- [TASK DESCRIPTION] Scan the data below. Pull out each line where "page" occurs.

- [STORED DATA]
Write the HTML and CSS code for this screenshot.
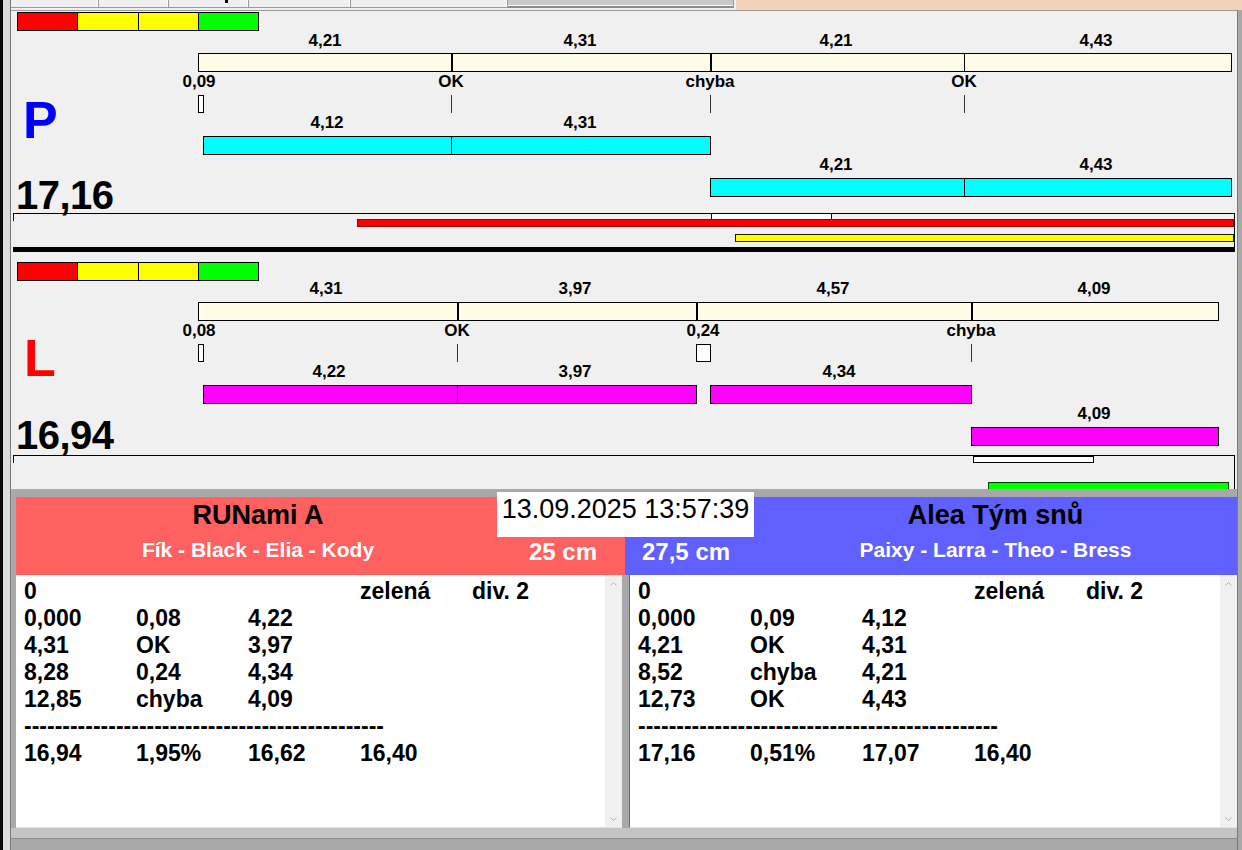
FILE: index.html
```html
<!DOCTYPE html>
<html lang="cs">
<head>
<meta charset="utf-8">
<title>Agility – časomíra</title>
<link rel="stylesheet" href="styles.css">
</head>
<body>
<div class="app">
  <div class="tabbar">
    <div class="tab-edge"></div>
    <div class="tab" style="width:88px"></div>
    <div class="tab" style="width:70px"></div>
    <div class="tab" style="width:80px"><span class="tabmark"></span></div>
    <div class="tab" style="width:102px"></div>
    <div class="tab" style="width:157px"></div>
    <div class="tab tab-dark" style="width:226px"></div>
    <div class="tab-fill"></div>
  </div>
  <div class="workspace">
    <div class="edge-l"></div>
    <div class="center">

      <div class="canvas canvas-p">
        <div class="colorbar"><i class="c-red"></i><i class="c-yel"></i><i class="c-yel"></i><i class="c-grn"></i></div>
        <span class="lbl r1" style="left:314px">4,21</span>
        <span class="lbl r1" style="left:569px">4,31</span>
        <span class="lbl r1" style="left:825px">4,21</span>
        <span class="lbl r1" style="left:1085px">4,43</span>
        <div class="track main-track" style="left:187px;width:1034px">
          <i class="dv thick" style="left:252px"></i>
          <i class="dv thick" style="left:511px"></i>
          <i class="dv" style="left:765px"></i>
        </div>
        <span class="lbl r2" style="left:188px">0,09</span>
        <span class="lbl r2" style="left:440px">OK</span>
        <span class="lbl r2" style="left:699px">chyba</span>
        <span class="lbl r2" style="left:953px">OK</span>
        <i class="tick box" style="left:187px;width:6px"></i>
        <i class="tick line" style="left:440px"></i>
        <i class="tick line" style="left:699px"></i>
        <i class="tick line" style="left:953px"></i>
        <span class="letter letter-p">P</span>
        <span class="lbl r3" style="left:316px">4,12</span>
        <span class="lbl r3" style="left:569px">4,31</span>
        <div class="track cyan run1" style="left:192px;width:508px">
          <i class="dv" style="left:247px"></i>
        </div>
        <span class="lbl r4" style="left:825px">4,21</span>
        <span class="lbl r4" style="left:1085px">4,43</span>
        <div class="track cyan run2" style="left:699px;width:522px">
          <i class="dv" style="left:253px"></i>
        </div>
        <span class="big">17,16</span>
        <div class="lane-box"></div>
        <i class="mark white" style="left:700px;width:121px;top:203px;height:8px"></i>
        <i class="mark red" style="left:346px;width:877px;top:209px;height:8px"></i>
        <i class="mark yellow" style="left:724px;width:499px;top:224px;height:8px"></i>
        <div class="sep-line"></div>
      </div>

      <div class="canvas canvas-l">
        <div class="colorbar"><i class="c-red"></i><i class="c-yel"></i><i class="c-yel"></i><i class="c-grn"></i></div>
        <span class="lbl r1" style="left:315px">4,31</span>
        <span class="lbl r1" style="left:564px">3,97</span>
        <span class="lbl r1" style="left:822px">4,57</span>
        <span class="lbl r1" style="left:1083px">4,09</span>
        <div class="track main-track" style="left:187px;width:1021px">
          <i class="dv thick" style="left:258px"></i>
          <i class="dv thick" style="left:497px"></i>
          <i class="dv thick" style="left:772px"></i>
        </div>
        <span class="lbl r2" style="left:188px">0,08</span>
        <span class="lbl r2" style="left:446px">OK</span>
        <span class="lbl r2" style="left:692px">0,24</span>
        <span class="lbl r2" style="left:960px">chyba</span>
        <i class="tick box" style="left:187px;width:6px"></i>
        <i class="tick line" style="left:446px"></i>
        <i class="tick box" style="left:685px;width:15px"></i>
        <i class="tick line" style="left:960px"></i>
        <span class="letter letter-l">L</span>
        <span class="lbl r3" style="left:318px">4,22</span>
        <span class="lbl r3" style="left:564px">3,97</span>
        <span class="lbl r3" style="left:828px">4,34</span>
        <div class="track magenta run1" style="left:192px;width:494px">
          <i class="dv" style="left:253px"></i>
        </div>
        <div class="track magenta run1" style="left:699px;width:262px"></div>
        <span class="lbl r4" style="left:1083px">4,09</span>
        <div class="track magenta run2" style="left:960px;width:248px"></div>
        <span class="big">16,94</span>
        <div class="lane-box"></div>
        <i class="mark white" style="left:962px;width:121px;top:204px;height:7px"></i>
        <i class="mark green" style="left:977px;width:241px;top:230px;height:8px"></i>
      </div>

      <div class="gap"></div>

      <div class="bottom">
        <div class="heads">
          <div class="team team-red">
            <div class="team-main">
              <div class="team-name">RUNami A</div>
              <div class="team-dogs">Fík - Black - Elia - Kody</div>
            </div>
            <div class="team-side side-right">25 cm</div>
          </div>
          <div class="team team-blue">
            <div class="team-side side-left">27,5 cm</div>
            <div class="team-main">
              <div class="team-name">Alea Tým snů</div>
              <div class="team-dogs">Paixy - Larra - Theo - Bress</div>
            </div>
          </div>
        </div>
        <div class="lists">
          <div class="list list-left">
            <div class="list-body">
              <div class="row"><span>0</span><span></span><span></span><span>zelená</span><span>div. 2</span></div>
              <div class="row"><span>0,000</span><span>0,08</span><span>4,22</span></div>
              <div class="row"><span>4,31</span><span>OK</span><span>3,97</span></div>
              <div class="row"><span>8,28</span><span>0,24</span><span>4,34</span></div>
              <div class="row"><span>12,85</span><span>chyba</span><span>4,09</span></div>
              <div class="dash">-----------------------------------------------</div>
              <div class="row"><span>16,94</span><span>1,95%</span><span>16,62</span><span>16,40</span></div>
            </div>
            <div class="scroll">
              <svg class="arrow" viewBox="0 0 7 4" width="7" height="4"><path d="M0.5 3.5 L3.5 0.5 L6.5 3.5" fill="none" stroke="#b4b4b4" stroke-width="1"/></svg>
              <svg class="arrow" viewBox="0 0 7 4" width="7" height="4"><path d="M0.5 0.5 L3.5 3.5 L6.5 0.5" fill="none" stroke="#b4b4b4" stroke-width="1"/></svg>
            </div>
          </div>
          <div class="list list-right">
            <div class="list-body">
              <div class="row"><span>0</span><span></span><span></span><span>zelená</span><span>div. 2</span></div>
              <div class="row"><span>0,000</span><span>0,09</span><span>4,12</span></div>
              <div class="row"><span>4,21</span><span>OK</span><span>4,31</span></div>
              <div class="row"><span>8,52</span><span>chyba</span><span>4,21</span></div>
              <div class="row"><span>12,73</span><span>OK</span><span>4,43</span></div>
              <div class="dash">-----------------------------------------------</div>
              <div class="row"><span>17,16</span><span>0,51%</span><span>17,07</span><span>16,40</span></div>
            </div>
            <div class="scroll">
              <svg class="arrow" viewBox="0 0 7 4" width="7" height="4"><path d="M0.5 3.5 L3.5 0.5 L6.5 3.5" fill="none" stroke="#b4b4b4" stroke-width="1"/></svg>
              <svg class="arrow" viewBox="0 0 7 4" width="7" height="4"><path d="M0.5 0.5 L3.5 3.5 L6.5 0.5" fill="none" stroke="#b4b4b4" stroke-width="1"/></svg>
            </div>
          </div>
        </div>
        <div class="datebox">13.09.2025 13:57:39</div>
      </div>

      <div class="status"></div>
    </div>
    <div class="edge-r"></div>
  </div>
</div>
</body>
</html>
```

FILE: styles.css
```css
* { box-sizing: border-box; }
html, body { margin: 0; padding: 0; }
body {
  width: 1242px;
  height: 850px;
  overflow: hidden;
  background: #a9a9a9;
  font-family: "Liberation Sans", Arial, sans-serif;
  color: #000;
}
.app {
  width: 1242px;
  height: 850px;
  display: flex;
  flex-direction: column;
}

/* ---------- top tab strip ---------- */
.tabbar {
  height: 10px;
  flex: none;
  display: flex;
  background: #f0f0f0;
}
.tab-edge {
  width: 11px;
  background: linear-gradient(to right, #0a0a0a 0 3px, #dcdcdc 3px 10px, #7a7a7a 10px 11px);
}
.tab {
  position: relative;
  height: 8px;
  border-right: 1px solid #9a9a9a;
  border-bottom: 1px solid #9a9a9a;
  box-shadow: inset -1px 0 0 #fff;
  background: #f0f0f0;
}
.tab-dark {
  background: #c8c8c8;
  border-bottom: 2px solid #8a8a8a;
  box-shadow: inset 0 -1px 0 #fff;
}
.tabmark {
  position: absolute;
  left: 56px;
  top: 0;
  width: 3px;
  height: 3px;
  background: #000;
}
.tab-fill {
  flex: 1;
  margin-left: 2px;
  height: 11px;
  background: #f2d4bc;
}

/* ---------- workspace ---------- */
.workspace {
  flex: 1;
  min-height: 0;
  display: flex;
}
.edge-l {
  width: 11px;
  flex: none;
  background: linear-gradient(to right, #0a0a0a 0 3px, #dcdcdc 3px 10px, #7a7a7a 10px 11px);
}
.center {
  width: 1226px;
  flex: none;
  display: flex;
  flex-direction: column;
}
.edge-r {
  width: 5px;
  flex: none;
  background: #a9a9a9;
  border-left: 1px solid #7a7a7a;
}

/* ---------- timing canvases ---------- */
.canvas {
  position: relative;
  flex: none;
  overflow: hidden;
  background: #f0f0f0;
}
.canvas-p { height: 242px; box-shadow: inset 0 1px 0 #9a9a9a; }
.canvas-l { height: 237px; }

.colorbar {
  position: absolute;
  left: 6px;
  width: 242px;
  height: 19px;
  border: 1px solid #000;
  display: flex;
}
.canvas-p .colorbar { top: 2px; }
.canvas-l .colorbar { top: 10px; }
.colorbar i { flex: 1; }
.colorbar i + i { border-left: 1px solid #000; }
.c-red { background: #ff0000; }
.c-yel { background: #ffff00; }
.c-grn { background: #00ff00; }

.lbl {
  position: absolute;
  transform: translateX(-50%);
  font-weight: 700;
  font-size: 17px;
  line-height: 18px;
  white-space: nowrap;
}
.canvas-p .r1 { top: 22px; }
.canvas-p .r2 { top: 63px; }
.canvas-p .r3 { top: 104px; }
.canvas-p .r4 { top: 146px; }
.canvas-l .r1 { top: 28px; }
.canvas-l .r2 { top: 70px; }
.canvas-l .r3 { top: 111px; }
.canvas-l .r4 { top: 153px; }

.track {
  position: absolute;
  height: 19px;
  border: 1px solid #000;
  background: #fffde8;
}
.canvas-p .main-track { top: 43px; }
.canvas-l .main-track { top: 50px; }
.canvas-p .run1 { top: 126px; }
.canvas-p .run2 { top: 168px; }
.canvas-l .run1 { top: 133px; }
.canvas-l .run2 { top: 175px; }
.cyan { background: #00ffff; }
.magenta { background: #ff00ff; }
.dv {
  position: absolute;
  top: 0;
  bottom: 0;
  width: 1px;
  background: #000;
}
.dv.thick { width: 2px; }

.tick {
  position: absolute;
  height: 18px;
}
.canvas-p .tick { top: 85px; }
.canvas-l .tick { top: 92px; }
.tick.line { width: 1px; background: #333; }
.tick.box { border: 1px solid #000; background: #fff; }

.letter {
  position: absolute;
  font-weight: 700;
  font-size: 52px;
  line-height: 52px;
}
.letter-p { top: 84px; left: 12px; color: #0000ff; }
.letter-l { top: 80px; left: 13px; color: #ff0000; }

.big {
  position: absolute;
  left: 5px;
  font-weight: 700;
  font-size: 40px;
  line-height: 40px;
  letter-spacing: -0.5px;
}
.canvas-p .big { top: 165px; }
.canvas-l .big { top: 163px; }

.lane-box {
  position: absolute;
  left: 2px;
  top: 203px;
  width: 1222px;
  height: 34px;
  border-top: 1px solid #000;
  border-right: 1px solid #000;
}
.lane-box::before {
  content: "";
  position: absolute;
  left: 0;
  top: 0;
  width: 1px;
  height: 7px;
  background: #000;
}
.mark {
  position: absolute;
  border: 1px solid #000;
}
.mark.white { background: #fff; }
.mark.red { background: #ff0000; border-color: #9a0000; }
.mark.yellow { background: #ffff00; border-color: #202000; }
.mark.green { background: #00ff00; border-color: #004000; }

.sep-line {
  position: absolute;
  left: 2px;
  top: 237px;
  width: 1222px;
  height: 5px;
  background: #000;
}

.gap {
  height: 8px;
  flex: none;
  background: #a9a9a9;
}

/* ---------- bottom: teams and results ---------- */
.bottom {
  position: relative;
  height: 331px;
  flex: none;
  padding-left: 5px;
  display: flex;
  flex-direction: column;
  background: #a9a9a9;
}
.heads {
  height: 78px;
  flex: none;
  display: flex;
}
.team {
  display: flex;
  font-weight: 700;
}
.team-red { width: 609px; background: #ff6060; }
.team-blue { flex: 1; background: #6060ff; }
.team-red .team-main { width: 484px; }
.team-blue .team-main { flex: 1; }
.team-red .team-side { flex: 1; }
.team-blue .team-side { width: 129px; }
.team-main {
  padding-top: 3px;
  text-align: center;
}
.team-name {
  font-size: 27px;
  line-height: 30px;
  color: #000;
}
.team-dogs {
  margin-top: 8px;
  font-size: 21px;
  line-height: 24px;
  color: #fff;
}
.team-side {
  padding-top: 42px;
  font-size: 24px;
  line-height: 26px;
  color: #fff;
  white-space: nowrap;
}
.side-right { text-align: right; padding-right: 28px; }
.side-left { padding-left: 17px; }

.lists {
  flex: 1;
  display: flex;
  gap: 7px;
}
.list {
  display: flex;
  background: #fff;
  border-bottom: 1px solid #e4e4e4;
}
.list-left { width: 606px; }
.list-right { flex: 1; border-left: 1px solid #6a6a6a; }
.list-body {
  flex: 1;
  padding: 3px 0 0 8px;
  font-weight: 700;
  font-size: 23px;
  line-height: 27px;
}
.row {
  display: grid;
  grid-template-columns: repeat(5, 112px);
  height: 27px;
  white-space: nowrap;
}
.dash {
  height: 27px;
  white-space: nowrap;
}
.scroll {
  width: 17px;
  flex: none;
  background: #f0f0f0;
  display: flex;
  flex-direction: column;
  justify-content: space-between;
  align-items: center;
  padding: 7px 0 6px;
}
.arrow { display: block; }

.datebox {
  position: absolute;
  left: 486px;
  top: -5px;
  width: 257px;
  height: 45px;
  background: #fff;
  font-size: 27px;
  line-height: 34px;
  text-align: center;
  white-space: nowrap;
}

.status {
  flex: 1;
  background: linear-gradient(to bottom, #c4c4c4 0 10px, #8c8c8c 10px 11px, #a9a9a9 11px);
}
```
---
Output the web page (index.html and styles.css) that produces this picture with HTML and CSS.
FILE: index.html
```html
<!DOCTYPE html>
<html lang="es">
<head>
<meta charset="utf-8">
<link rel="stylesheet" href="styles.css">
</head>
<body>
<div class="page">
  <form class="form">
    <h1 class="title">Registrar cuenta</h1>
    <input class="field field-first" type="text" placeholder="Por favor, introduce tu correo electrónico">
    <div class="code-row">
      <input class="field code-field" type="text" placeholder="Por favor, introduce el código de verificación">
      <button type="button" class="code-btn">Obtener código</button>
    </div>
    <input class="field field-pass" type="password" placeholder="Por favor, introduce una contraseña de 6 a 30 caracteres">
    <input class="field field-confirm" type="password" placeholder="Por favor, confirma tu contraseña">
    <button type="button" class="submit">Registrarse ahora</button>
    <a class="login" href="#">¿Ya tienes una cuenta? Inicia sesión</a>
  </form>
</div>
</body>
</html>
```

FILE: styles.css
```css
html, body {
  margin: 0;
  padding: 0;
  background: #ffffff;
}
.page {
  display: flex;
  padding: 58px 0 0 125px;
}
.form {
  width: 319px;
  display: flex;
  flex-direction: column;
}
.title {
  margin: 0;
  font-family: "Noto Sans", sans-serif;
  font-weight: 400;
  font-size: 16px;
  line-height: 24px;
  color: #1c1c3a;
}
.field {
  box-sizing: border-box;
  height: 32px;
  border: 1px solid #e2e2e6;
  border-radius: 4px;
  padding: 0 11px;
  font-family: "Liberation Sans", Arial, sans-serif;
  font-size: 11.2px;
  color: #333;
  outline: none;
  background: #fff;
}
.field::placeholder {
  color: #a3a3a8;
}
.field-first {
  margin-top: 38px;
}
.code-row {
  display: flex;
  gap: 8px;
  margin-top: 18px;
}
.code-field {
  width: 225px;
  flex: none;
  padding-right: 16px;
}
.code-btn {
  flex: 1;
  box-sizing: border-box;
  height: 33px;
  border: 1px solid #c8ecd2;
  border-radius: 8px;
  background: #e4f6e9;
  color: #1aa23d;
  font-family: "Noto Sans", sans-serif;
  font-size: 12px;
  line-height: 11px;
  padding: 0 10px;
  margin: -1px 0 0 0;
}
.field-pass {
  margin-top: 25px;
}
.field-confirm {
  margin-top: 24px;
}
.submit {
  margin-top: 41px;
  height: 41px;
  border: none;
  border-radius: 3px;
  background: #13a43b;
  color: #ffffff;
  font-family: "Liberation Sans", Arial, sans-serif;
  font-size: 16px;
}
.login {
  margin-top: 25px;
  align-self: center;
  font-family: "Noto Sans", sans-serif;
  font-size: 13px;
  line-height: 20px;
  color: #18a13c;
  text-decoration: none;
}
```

- [THE COMPLETED TASK]
Output the web page (index.html and styles.css) that produces this picture with HTML and CSS.
<div class="page">
.page {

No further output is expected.